Abstract

Abstract This paper presents an integrated static and dynamic evaluation for selecting an appropriate geostatistical modeling method that best represents the production from a tight, stacked fluvial sandstone reservoir.The critical parameters investigated include sand body geometry, water saturation permeability, and hydraulic fracture properties.This effort involves the construction of several static and dynamic models within a one-square mile section of the field. The study area contains about twenty-four wells with varying productivity or EUR, indicative of the reservoir heterogeneity.Several geological scenarios were developed to characterize facies/sand bodies, and multiple realizations of each scenario were investigated.Reservoir properties including porosity, water saturation and permeability were populated for each realization using sequential Gaussian simulation. The geological scenarios incorporated variations of three widely used facies modeling algorithms: fluvial object, defined object, and sequential indicator simulation.These algorithms have their pros and cons in representing the distribution of reservoir facies.The model constraints, including facies at wellbores, global facies proportion, vertical facies probability, and areal facies probability constructed from well data were held constant between the scenarios, and infill well locations were used to evaluate the static facies prediction.
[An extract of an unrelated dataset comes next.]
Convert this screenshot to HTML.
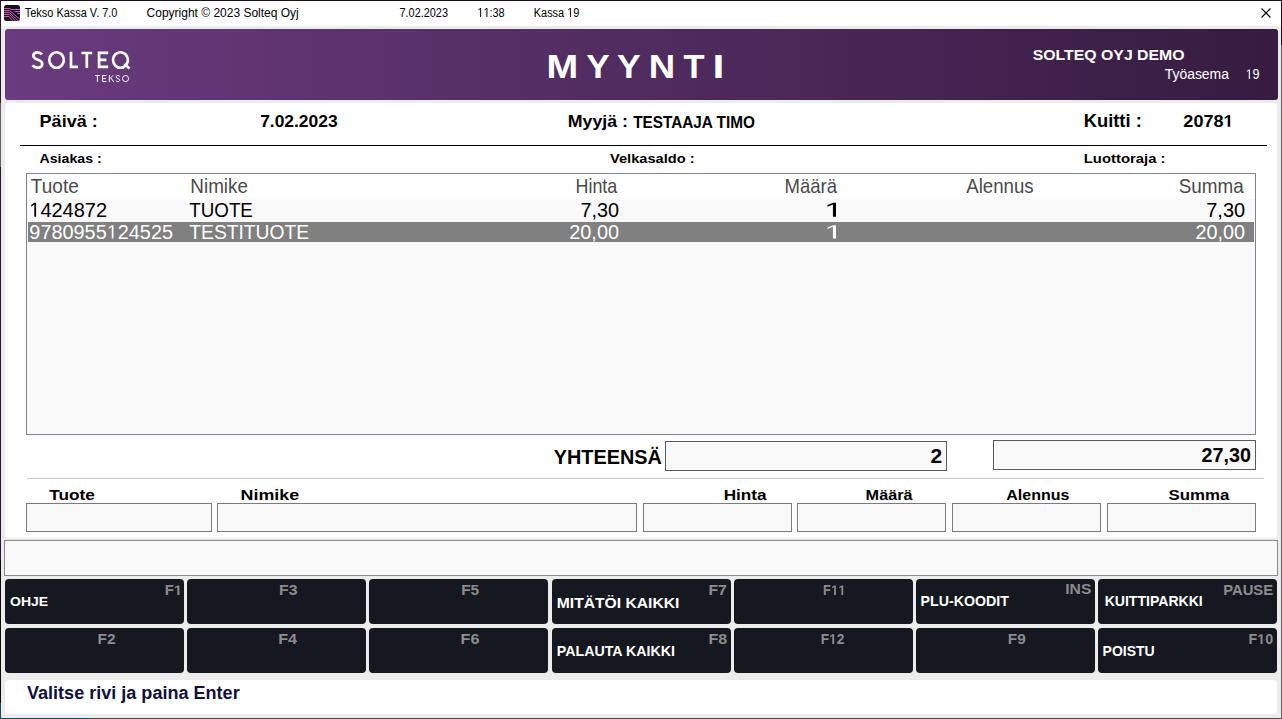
<!DOCTYPE html>
<html><head><meta charset="utf-8"><title>Tekso Kassa</title>
<style>
*{margin:0;padding:0;box-sizing:border-box}
html,body{width:1282px;height:719px;overflow:hidden;background:#ececec;font-family:"Liberation Sans",sans-serif}
.a{position:absolute}
#win{position:absolute;left:0;top:0;width:1282px;height:719px;background:#ececec}
#titlebar{left:1px;top:1px;width:1280px;height:25px;background:#fff}
#banner{left:5px;top:29px;width:1273px;height:71px;border-radius:3px;background:linear-gradient(90deg,#6a3b7e 0%,#361c40 100%)}
#panel{left:5px;top:103px;width:1272px;height:435px;border-radius:4px;background:#fff}
#msg{left:4px;top:540px;width:1274px;height:36px;border:1px solid #8a8a8a;background:#f9f9f9}
#status{left:5px;top:680px;width:1272px;height:34px;border-radius:4px;background:#fff}
.tbl{border:1px solid #7f8290;background:#f9f9f9}
.thd{background:#fff}
.row1{background:#f9f9f9}
.sel{background:#808080}
.tot{border:1px solid #5a5a5a;background:#f9f9f9}
.line{background:#000}
.sep{background:#c6c6c6}
.inp{border:1px solid #7a7a7a;background:#f9f9f9}
.btn{background:#16181f;border-radius:4px}
svg.txt{position:absolute;left:0;top:0;width:1282px;height:719px;font-family:"Liberation Sans",sans-serif}
</style></head><body>
<div id="win"></div>
<div id="titlebar" class="a"></div>
<div id="banner" class="a"></div>
<div id="panel" class="a"></div>
<div id="msg" class="a"></div>
<div id="status" class="a"></div>
<div class="a tbl" style="left:26px;top:173px;width:1230px;height:262px"></div>
<div class="a thd" style="left:28px;top:174px;width:1226px;height:25px"></div>
<div class="a row1" style="left:28px;top:199px;width:1226px;height:23px"></div>
<div class="a sel" style="left:28px;top:222px;width:1226px;height:20px"></div>
<div class="a tot" style="left:665px;top:441px;width:282px;height:30px"></div>
<div class="a tot" style="left:993px;top:440px;width:263px;height:30px"></div>
<div class="a line" style="left:20px;top:145px;width:1247px;height:1px"></div>
<div class="a sep" style="left:27px;top:478px;width:1237px;height:1px"></div>
<div class="a inp" style="left:26px;top:503px;width:186px;height:29px"></div>
<div class="a inp" style="left:217px;top:503px;width:420px;height:29px"></div>
<div class="a inp" style="left:643px;top:503px;width:149px;height:29px"></div>
<div class="a inp" style="left:797px;top:503px;width:149px;height:29px"></div>
<div class="a inp" style="left:952px;top:503px;width:149px;height:29px"></div>
<div class="a inp" style="left:1107px;top:503px;width:149px;height:29px"></div>
<div class="a btn" style="left:5px;top:579px;width:179px;height:45px"></div>
<div class="a btn" style="left:187px;top:579px;width:179px;height:45px"></div>
<div class="a btn" style="left:369px;top:579px;width:179px;height:45px"></div>
<div class="a btn" style="left:552px;top:579px;width:179px;height:45px"></div>
<div class="a btn" style="left:734px;top:579px;width:179px;height:45px"></div>
<div class="a btn" style="left:916px;top:579px;width:179px;height:45px"></div>
<div class="a btn" style="left:1098px;top:579px;width:179px;height:45px"></div>
<div class="a btn" style="left:5px;top:628px;width:179px;height:45px"></div>
<div class="a btn" style="left:187px;top:628px;width:179px;height:45px"></div>
<div class="a btn" style="left:369px;top:628px;width:179px;height:45px"></div>
<div class="a btn" style="left:552px;top:628px;width:179px;height:45px"></div>
<div class="a btn" style="left:734px;top:628px;width:179px;height:45px"></div>
<div class="a btn" style="left:916px;top:628px;width:179px;height:45px"></div>
<div class="a btn" style="left:1098px;top:628px;width:179px;height:45px"></div>
<div class="a bd" style="left:0px;top:0px;width:1282px;height:1px;background:#1c1020"></div>
<div class="a bd" style="left:0px;top:1px;width:1px;height:102px;background:#2a1630"></div>
<div class="a bd" style="left:0px;top:103px;width:1px;height:64px;background:#606060"></div>
<div class="a bd" style="left:0px;top:167px;width:1px;height:393px;background:#2a1630"></div>
<div class="a bd" style="left:0px;top:560px;width:1px;height:143px;background:#0c0c0e"></div>
<div class="a bd" style="left:0px;top:703px;width:1px;height:16px;background:#0f4c60"></div>
<div class="a bd" style="left:1281px;top:1px;width:1px;height:44px;background:#1c1020"></div>
<div class="a bd" style="left:1281px;top:45px;width:1px;height:673px;background:#626262"></div>
<div class="a bd" style="left:1px;top:718px;width:89px;height:1px;background:#0f4c60"></div>
<div class="a bd" style="left:90px;top:718px;width:1192px;height:1px;background:#4a4a4a"></div>
<svg class="txt" width="1282" height="719" viewBox="0 0 1282 719">
<text x="24.76" y="17.00" font-size="13.08" font-weight="normal" fill="#000" textLength="92.67" lengthAdjust="spacingAndGlyphs">Tekso Kassa V. 7.0</text>
<text x="146.59" y="17.00" font-size="13.08" font-weight="normal" fill="#000" textLength="152.12" lengthAdjust="spacingAndGlyphs">Copyright © 2023 Solteq Oyj</text>
<text x="399.54" y="17.00" font-size="13.08" font-weight="normal" fill="#000" textLength="48.43" lengthAdjust="spacingAndGlyphs">7.02.2023</text>
<text x="477.32" y="17.00" font-size="13.08" font-weight="normal" fill="#000" textLength="27.33" lengthAdjust="spacingAndGlyphs">  :38</text><polygon transform="translate(477.32,17.00) scale(0.00550,-0.00639)" points="696,0 515,0 515,1237 197,1010 197,1180 530,1409 696,1409" fill="#000"/><polygon transform="translate(483.58,17.00) scale(0.00550,-0.00639)" points="696,0 515,0 515,1237 197,1010 197,1180 530,1409 696,1409" fill="#000"/>
<text x="533.80" y="17.00" font-size="13.08" font-weight="normal" fill="#000" textLength="45.51" lengthAdjust="spacingAndGlyphs">Kassa  9</text><polygon transform="translate(567.18,17.00) scale(0.00533,-0.00639)" points="696,0 515,0 515,1237 197,1010 197,1180 530,1409 696,1409" fill="#000"/>
<defs><clipPath id="ic"><rect x="4" y="5" width="16" height="16" rx="2.5"/></clipPath>
<linearGradient id="ig" gradientUnits="userSpaceOnUse" x1="4" y1="0" x2="20" y2="0"><stop offset="0" stop-color="#e04aa8"/><stop offset="1" stop-color="#c85ae0"/></linearGradient></defs>
<g clip-path="url(#ic)">
<rect x="4" y="5" width="16" height="16" fill="#121317"/>
<g fill="none" stroke="url(#ig)" stroke-width="1">
<path d="M3,8.5 H9 L11,9.5 H21"/>
<path d="M3,10.5 H9.5 L22,21"/>
<path d="M3,12.5 H9.5 L19.5,22"/>
<path d="M3,14.5 H9.5 L16.5,22"/>
<path d="M3,16.5 H9 L13.5,22"/>
<path d="M14.5,11.5 H21"/>
<path d="M17,13.5 H21"/>
</g></g>
<path d="M1261.5,8.5 L1270.5,17.5 M1270.5,8.5 L1261.5,17.5" stroke="#000" stroke-width="1.1" fill="none"/>
<g fill="none" stroke="#fff" stroke-width="2.7">
<path d="M41.9,54.5 C40.9,53 39.4,52.3 37.6,52.3 C35.1,52.3 33.4,53.7 33.4,55.8 C33.4,61 42.2,58.5 42.2,63.9 C42.2,66.1 40.4,67.6 37.6,67.6 C35.4,67.6 33.6,66.7 32.6,65.2"/>
<ellipse cx="56.55" cy="60" rx="7.3" ry="7.75"/>
<path d="M71.0,51.7 V66.8 H78"/>
<path d="M81.4,53 H92.2 M86.8,53 V68"/>
<path d="M108.2,52.95 H99.05 V66.95 H108.2 M99.05,59.8 H106.4"/>
<ellipse cx="120.45" cy="60" rx="7.45" ry="7.75"/>
<path d="M124.6,63.8 L129.5,68.6"/>
</g>
<g fill="none" stroke="#fff" stroke-width="0.95">
<path d="M95,75.55 H99.8 M97.4,75.55 V82.1"/>
<path d="M106.5,75.55 H102.55 V81.55 H106.5 M102.55,78.6 H106"/>
<path d="M109.35,75 V82.1 M113.3,75.2 L109.4,79.1 M110.9,77.8 L113.8,82.1"/>
<path d="M119.8,76.4 C119.3,75.8 118.6,75.55 117.9,75.55 C116.8,75.55 116.2,76.2 116.2,77 C116.2,79.1 119.65,78.1 119.65,80.2 C119.65,81.1 118.9,81.6 117.9,81.6 C117.1,81.6 116.3,81.3 115.8,80.7"/>
<ellipse cx="125.55" cy="78.55" rx="3.05" ry="3.05"/>
</g>
<text x="546.45" y="78.00" font-size="33.43" font-weight="bold" fill="#fff" textLength="31.70" lengthAdjust="spacingAndGlyphs">M</text>
<text x="586.20" y="78.00" font-size="33.43" font-weight="bold" fill="#fff" textLength="23.46" lengthAdjust="spacingAndGlyphs">Y</text>
<text x="617.10" y="78.00" font-size="33.43" font-weight="bold" fill="#fff" textLength="23.67" lengthAdjust="spacingAndGlyphs">Y</text>
<text x="648.65" y="78.00" font-size="33.43" font-weight="bold" fill="#fff" textLength="26.41" lengthAdjust="spacingAndGlyphs">N</text>
<text x="683.42" y="78.00" font-size="33.43" font-weight="bold" fill="#fff" textLength="21.05" lengthAdjust="spacingAndGlyphs">T</text>
<text x="712.62" y="78.00" font-size="33.43" font-weight="bold" fill="#fff" textLength="11.96" lengthAdjust="spacingAndGlyphs">I</text>
<text x="1032.74" y="60.30" font-size="15.41" font-weight="bold" fill="#fff" textLength="151.82" lengthAdjust="spacingAndGlyphs">SOLTEQ OYJ DEMO</text>
<text x="1164.69" y="79.00" font-size="13.95" font-weight="normal" fill="#fff" textLength="64.31" lengthAdjust="spacingAndGlyphs">Työasema</text>
<text x="1245.59" y="79.00" font-size="13.95" font-weight="normal" fill="#fff" textLength="14.00" lengthAdjust="spacingAndGlyphs"> 9</text><polygon transform="translate(1245.59,79.00) scale(0.00615,-0.00681)" points="696,0 515,0 515,1237 197,1010 197,1180 530,1409 696,1409" fill="#fff"/>
<text x="39.59" y="126.70" font-size="16.72" font-weight="bold" fill="#000" textLength="58.14" lengthAdjust="spacingAndGlyphs">Päivä :</text>
<text x="260.15" y="126.70" font-size="17.01" font-weight="bold" fill="#000" textLength="77.47" lengthAdjust="spacingAndGlyphs">7.02.2023</text>
<text x="567.81" y="126.50" font-size="16.72" font-weight="bold" fill="#000" textLength="60.20" lengthAdjust="spacingAndGlyphs">Myyjä :</text>
<text x="633.13" y="128.00" font-size="17.30" font-weight="bold" fill="#000" textLength="121.70" lengthAdjust="spacingAndGlyphs">TESTAAJA TIMO</text>
<text x="1083.77" y="126.60" font-size="17.44" font-weight="bold" fill="#000" textLength="57.98" lengthAdjust="spacingAndGlyphs">Kuitti :</text>
<text x="1183.37" y="126.80" font-size="16.72" font-weight="bold" fill="#000" textLength="50.16" lengthAdjust="spacingAndGlyphs">2078 </text><polygon transform="translate(1223.50,126.80) scale(0.00881,-0.00816)" points="759,0 478,0 478,1170 140,959 140,1180 493,1409 759,1409" fill="#000"/>
<text x="39.55" y="162.80" font-size="12.94" font-weight="bold" fill="#000" textLength="62.11" lengthAdjust="spacingAndGlyphs">Asiakas :</text>
<text x="610.00" y="162.80" font-size="12.94" font-weight="bold" fill="#000" textLength="84.60" lengthAdjust="spacingAndGlyphs">Velkasaldo :</text>
<text x="1083.80" y="162.90" font-size="12.79" font-weight="bold" fill="#000" textLength="81.72" lengthAdjust="spacingAndGlyphs">Luottoraja :</text>
<text x="30.78" y="193.00" font-size="20.49" font-weight="normal" fill="#4a4a4a" textLength="48.06" lengthAdjust="spacingAndGlyphs">Tuote</text>
<text x="190.36" y="193.00" font-size="20.49" font-weight="normal" fill="#4a4a4a" textLength="57.57" lengthAdjust="spacingAndGlyphs">Nimike</text>
<text x="575.53" y="193.00" font-size="20.49" font-weight="normal" fill="#4a4a4a" textLength="41.78" lengthAdjust="spacingAndGlyphs">Hinta</text>
<text x="784.58" y="193.00" font-size="20.49" font-weight="normal" fill="#4a4a4a" textLength="52.43" lengthAdjust="spacingAndGlyphs">Määrä</text>
<text x="966.26" y="193.00" font-size="20.49" font-weight="normal" fill="#4a4a4a" textLength="67.40" lengthAdjust="spacingAndGlyphs">Alennus</text>
<text x="1178.73" y="193.00" font-size="20.49" font-weight="normal" fill="#4a4a4a" textLength="64.97" lengthAdjust="spacingAndGlyphs">Summa</text>
<text x="29.28" y="216.80" font-size="20.35" font-weight="normal" fill="#000" textLength="77.82" lengthAdjust="spacingAndGlyphs"> 424872</text><polygon transform="translate(29.28,216.80) scale(0.00976,-0.00994)" points="696,0 515,0 515,1237 197,1010 197,1180 530,1409 696,1409" fill="#000"/>
<text x="189.29" y="216.80" font-size="20.35" font-weight="normal" fill="#000" textLength="63.61" lengthAdjust="spacingAndGlyphs">TUOTE</text>
<text x="580.49" y="216.80" font-size="20.35" font-weight="normal" fill="#000" textLength="38.59" lengthAdjust="spacingAndGlyphs">7,30</text>
<text x="824.16" y="216.80" font-size="20.35" font-weight="normal" fill="#000" textLength="19.37" lengthAdjust="spacingAndGlyphs"> </text><polygon transform="translate(824.16,216.80) scale(0.01701,-0.00994)" points="696,0 515,0 515,1237 197,1010 197,1180 530,1409 696,1409" fill="#000"/>
<text x="1206.28" y="216.80" font-size="20.35" font-weight="normal" fill="#000" textLength="38.80" lengthAdjust="spacingAndGlyphs">7,30</text>
<text x="29.37" y="238.60" font-size="19.48" font-weight="normal" fill="#fff" textLength="143.67" lengthAdjust="spacingAndGlyphs">9780955 24525</text><polygon transform="translate(106.73,238.60) scale(0.00970,-0.00951)" points="696,0 515,0 515,1237 197,1010 197,1180 530,1409 696,1409" fill="#fff"/>
<text x="189.28" y="238.60" font-size="19.48" font-weight="normal" fill="#fff" textLength="119.86" lengthAdjust="spacingAndGlyphs">TESTITUOTE</text>
<text x="569.20" y="238.60" font-size="19.48" font-weight="normal" fill="#fff" textLength="49.88" lengthAdjust="spacingAndGlyphs">20,00</text>
<text x="824.16" y="238.60" font-size="19.48" font-weight="normal" fill="#fff" textLength="19.37" lengthAdjust="spacingAndGlyphs"> </text><polygon transform="translate(824.16,238.60) scale(0.01701,-0.00951)" points="696,0 515,0 515,1237 197,1010 197,1180 530,1409 696,1409" fill="#fff"/>
<text x="1195.51" y="238.60" font-size="19.48" font-weight="normal" fill="#fff" textLength="49.57" lengthAdjust="spacingAndGlyphs">20,00</text>
<text x="553.66" y="464.30" font-size="20.78" font-weight="bold" fill="#000" textLength="108.16" lengthAdjust="spacingAndGlyphs">YHTEENSÄ</text>
<text x="930.47" y="462.90" font-size="20.20" font-weight="bold" fill="#000" textLength="11.68" lengthAdjust="spacingAndGlyphs">2</text>
<text x="1201.61" y="462.00" font-size="20.20" font-weight="bold" fill="#000" textLength="49.41" lengthAdjust="spacingAndGlyphs">27,30</text>
<text x="49.31" y="500.00" font-size="14.83" font-weight="bold" fill="#000" textLength="45.58" lengthAdjust="spacingAndGlyphs">Tuote</text>
<text x="240.50" y="500.00" font-size="14.83" font-weight="bold" fill="#000" textLength="58.71" lengthAdjust="spacingAndGlyphs">Nimike</text>
<text x="723.65" y="500.00" font-size="14.83" font-weight="bold" fill="#000" textLength="42.93" lengthAdjust="spacingAndGlyphs">Hinta</text>
<text x="865.61" y="500.00" font-size="14.83" font-weight="bold" fill="#000" textLength="46.95" lengthAdjust="spacingAndGlyphs">Määrä</text>
<text x="1006.30" y="500.00" font-size="14.83" font-weight="bold" fill="#000" textLength="63.15" lengthAdjust="spacingAndGlyphs">Alennus</text>
<text x="1168.41" y="500.00" font-size="14.83" font-weight="bold" fill="#000" textLength="60.88" lengthAdjust="spacingAndGlyphs">Summa</text>
<text x="10.03" y="606.20" font-size="13.66" font-weight="bold" fill="#fff" textLength="38.12" lengthAdjust="spacingAndGlyphs">OHJE</text>
<text x="556.75" y="608.20" font-size="14.68" font-weight="bold" fill="#fff" textLength="122.69" lengthAdjust="spacingAndGlyphs">MITÄTÖI KAIKKI</text>
<text x="920.55" y="606.30" font-size="14.24" font-weight="bold" fill="#fff" textLength="88.40" lengthAdjust="spacingAndGlyphs">PLU-KOODIT</text>
<text x="1104.66" y="606.30" font-size="14.24" font-weight="bold" fill="#fff" textLength="98.08" lengthAdjust="spacingAndGlyphs">KUITTIPARKKI</text>
<text x="556.85" y="655.60" font-size="13.81" font-weight="bold" fill="#fff" textLength="118.10" lengthAdjust="spacingAndGlyphs">PALAUTA KAIKKI</text>
<text x="1102.56" y="655.50" font-size="14.39" font-weight="bold" fill="#fff" textLength="52.19" lengthAdjust="spacingAndGlyphs">POISTU</text>
<text x="164.70" y="595.00" font-size="13.81" font-weight="bold" fill="#8c8c8c" textLength="17.47" lengthAdjust="spacingAndGlyphs">F </text><polygon transform="translate(173.84,595.00) scale(0.00731,-0.00674)" points="759,0 478,0 478,1170 140,959 140,1180 493,1409 759,1409" fill="#8c8c8c"/>
<text x="279.14" y="595.00" font-size="13.81" font-weight="bold" fill="#8c8c8c" textLength="18.43" lengthAdjust="spacingAndGlyphs">F3</text>
<text x="461.16" y="595.00" font-size="13.81" font-weight="bold" fill="#8c8c8c" textLength="18.07" lengthAdjust="spacingAndGlyphs">F5</text>
<text x="708.45" y="595.00" font-size="13.81" font-weight="bold" fill="#8c8c8c" textLength="18.34" lengthAdjust="spacingAndGlyphs">F7</text>
<text x="823.02" y="595.00" font-size="13.81" font-weight="bold" fill="#8c8c8c" textLength="21.88" lengthAdjust="spacingAndGlyphs">F  </text><polygon transform="translate(831.04,595.00) scale(0.00641,-0.00674)" points="759,0 478,0 478,1170 140,959 140,1180 493,1409 759,1409" fill="#8c8c8c"/><polygon transform="translate(838.33,595.00) scale(0.00641,-0.00674)" points="759,0 478,0 478,1170 140,959 140,1180 493,1409 759,1409" fill="#8c8c8c"/>
<text x="1065.25" y="594.40" font-size="14.24" font-weight="bold" fill="#8c8c8c" textLength="26.06" lengthAdjust="spacingAndGlyphs">INS</text>
<text x="1223.21" y="594.50" font-size="14.10" font-weight="bold" fill="#8c8c8c" textLength="49.87" lengthAdjust="spacingAndGlyphs">PAUSE</text>
<text x="97.56" y="644.00" font-size="14.10" font-weight="bold" fill="#8c8c8c" textLength="18.06" lengthAdjust="spacingAndGlyphs">F2</text>
<text x="278.22" y="644.00" font-size="14.10" font-weight="bold" fill="#8c8c8c" textLength="18.86" lengthAdjust="spacingAndGlyphs">F4</text>
<text x="460.52" y="644.00" font-size="14.10" font-weight="bold" fill="#8c8c8c" textLength="18.87" lengthAdjust="spacingAndGlyphs">F6</text>
<text x="708.42" y="644.00" font-size="14.10" font-weight="bold" fill="#8c8c8c" textLength="18.78" lengthAdjust="spacingAndGlyphs">F8</text>
<text x="820.68" y="644.00" font-size="14.10" font-weight="bold" fill="#8c8c8c" textLength="23.67" lengthAdjust="spacingAndGlyphs">F 2</text><polygon transform="translate(829.07,644.00) scale(0.00671,-0.00688)" points="759,0 478,0 478,1170 140,959 140,1180 493,1409 759,1409" fill="#8c8c8c"/>
<text x="1007.77" y="644.00" font-size="14.10" font-weight="bold" fill="#8c8c8c" textLength="17.89" lengthAdjust="spacingAndGlyphs">F9</text>
<text x="1248.55" y="644.00" font-size="14.10" font-weight="bold" fill="#8c8c8c" textLength="24.54" lengthAdjust="spacingAndGlyphs">F 0</text><polygon transform="translate(1257.25,644.00) scale(0.00695,-0.00688)" points="759,0 478,0 478,1170 140,959 140,1180 493,1409 759,1409" fill="#8c8c8c"/>
<text x="26.97" y="699.30" font-size="18.46" font-weight="bold" fill="#10103c" textLength="212.70" lengthAdjust="spacingAndGlyphs">Valitse rivi ja paina Enter</text>
</svg>
</body></html>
Reservoir dynamic models were used to rank individual scenario performance.The static and dynamic models share the same grid dimensions and no upscaling of reservoir properties was performed.The grid system and the recurrent data (completion, production and pressure histories) for the wells were consolidated in schedule files for input into a reservoir simulator.While there were no attempts to match the historical performance of the wells, boundary conditions and/or constraints derived from field operation were determined and used as production controls for the wells.Average hydraulic fracture properties were assigned to the fracture cells of each well, and gas production under depletion drive was simulated with the flow models thus built.The results were evaluated qualitatively and quantitatively to select the appropriate modeling workflow for constructing the static and dynamic models of the field.